Beyond the legitimate popular aspirations, Brexit ended up being dominated by an elitist perception of the UK in the global stage, under the idea of reviving the British empire. The tangible thing is that: workers suffer from job precariousness, prices rise, salaries are stagnated—in the public sector since 2008—and general strikes are illegal. The people are increasingly in worse conditions: two million people cannot feed by themselves. They depend on the good will of the people who donate food, and 33% of working-class children and immigrants go to bed without eating or being sufficiently fed. Anger is on the rise, as well as the need for the unions to lead the struggle.

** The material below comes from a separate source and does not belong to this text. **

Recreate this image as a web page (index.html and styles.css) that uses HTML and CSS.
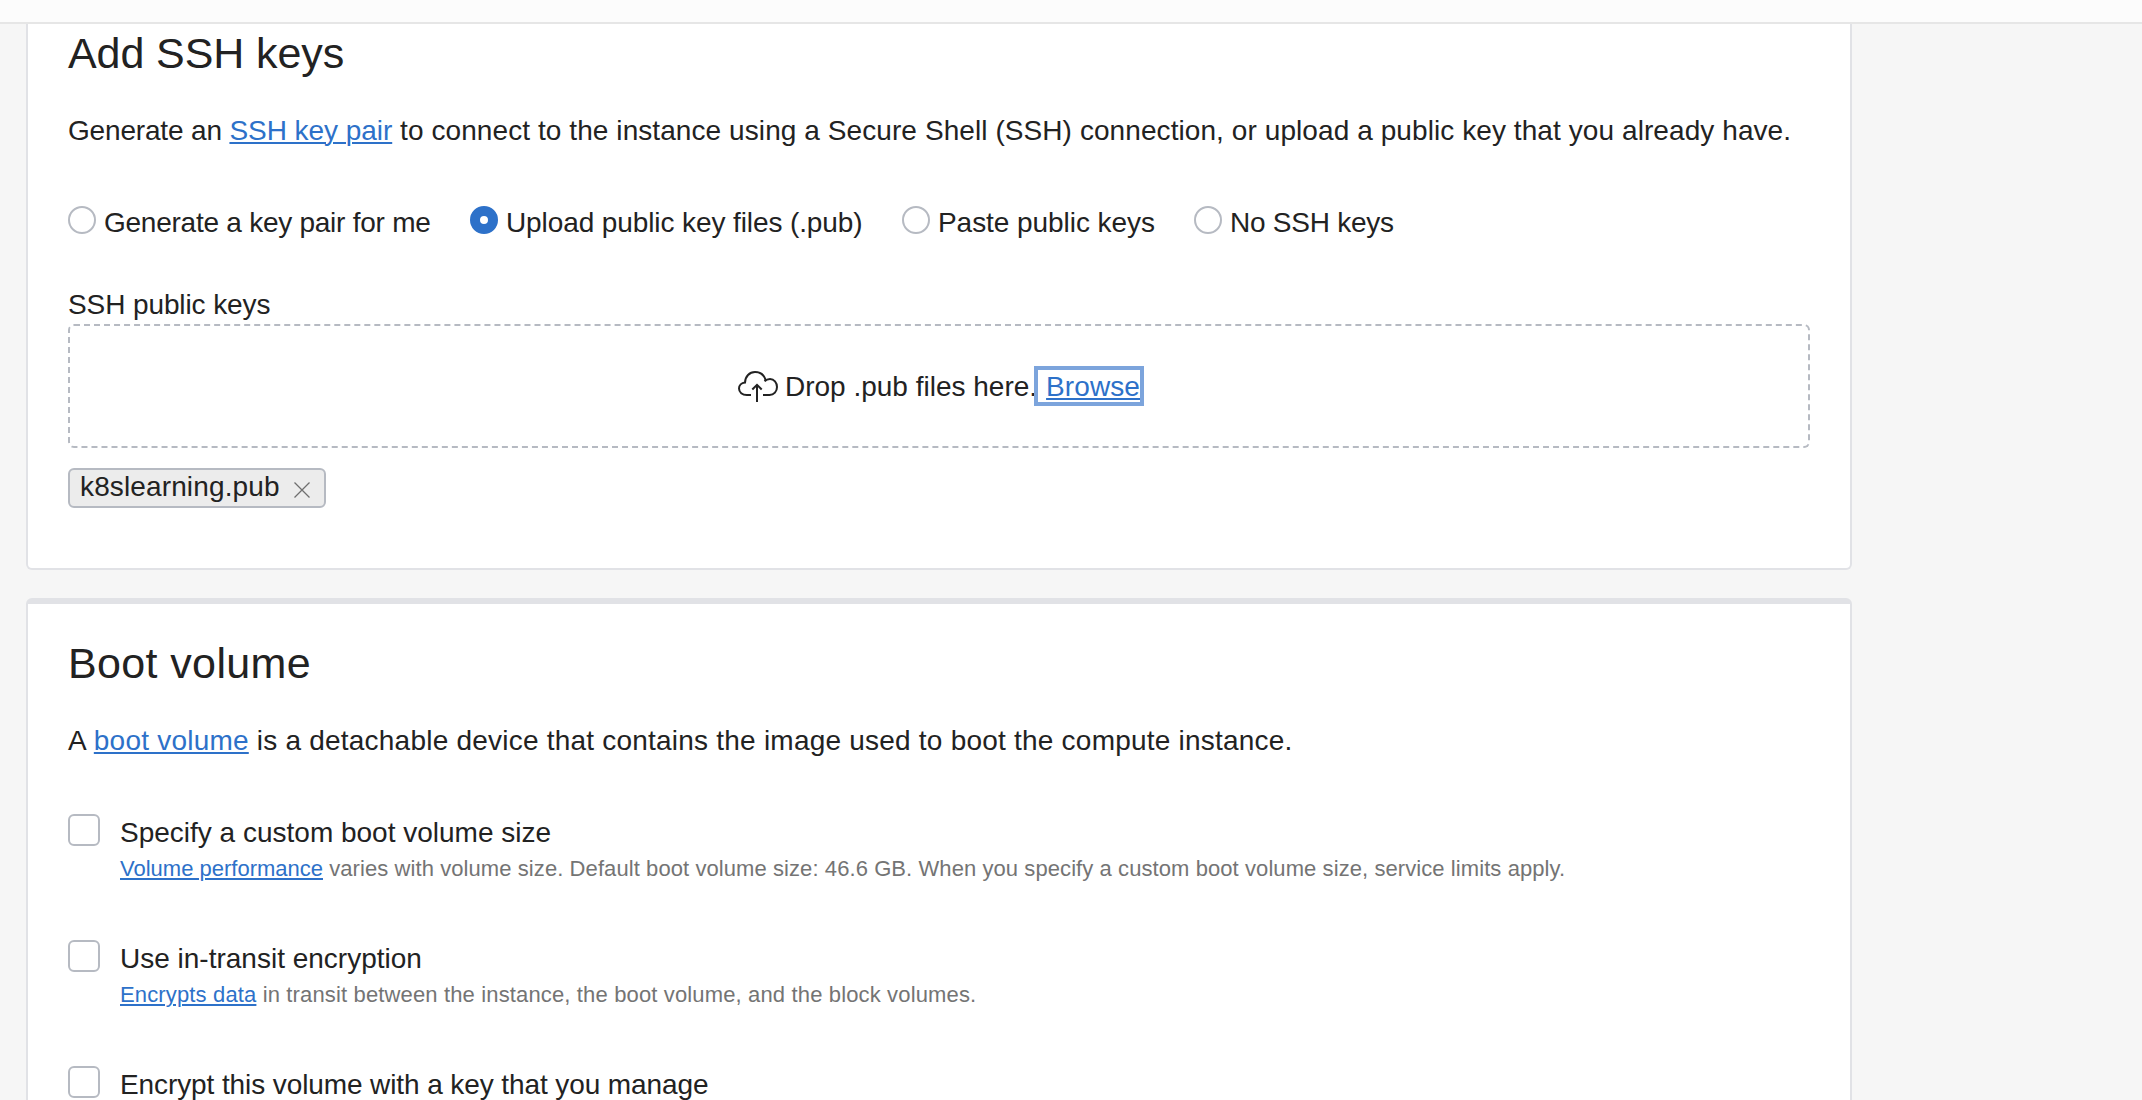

With Covid-19 and the incidence of the infections with the new strains, we are seeing with more clarity the manifestation of social inequalities rooted in the British government: a poor person or an immigrant has four times the chance of getting infected and dying. The government has used the pandemic to distribute contracts to their friends, while the bourgeoise has used it to keep getting richer.

The aspirations of the powerful ones feed nationalism, racism, misogyny and the attack on immigrants. The project headed by Boris Johnson has similarities to that of Margaret Thatcher in the 80’s while, since the defeat of Jeremy Corbyn, the Labour Party is not an objector but a strong defender of the system. The bullying of Boris Johnson is not aimed at recovering the “popular sovereignty” as he tries to paint it, but to ensure the profits of the British bourgeoisie, and their economic and political interests.

The experience of the Brexit leaves one conclusion: to be successful, the rupture with the imperialist bloc of the EU must be led by the working class and the popular sectors, with an agenda of struggle to meet the social, democratic and political needs and not the interests of the rich and powerful.

Take a new road

Officials are putting the final touches to the “post-Brexit” and the “new normal”, but the road they are heading is clear. Both in the European Union and the United Kingdom, the governments will make sure the workers and the people are the ones who consequences of the health, economic and social crisis. The aid of Brussels will reach the member states generating more debt, sustaining or deepening reactionary labor reforms, attacking pensions and the public services to benefit the companies of the IBEX35. In the face of the situation that presents the continuity of the capitalist crisis, we cannot place our hopes in the actions of the bourgeoisie.

We must trust the struggle of the working class and the people that rebel throughout the world. In France, the mobilizations of the “yellow vests”, the general strikes and the confrontations against the government and the regime, project and image of a continent that accumulates contradictions, social inequality and where the struggle responses grow.

In Europe, the differences between the Social Democrat, right and far-right parties become blurry when it comes to sustain capitalism, which is a system that exploits, oppresses and destroys men and nature. It is necessary to set ourselves apart from the reformists cultists of the “lesser evil”, the “Europeanists” and the “Eurosceptics” to raise a third option, a leftist one, with class independence, consistent with the mobilization and the development of revolutionary organizations, with the strategy of a government of the workers in socialism with workers democracy. To sum up, socialism is the only system that can eliminate the exploitation of the men by men, the oppression and the destruction of nature and human propriety.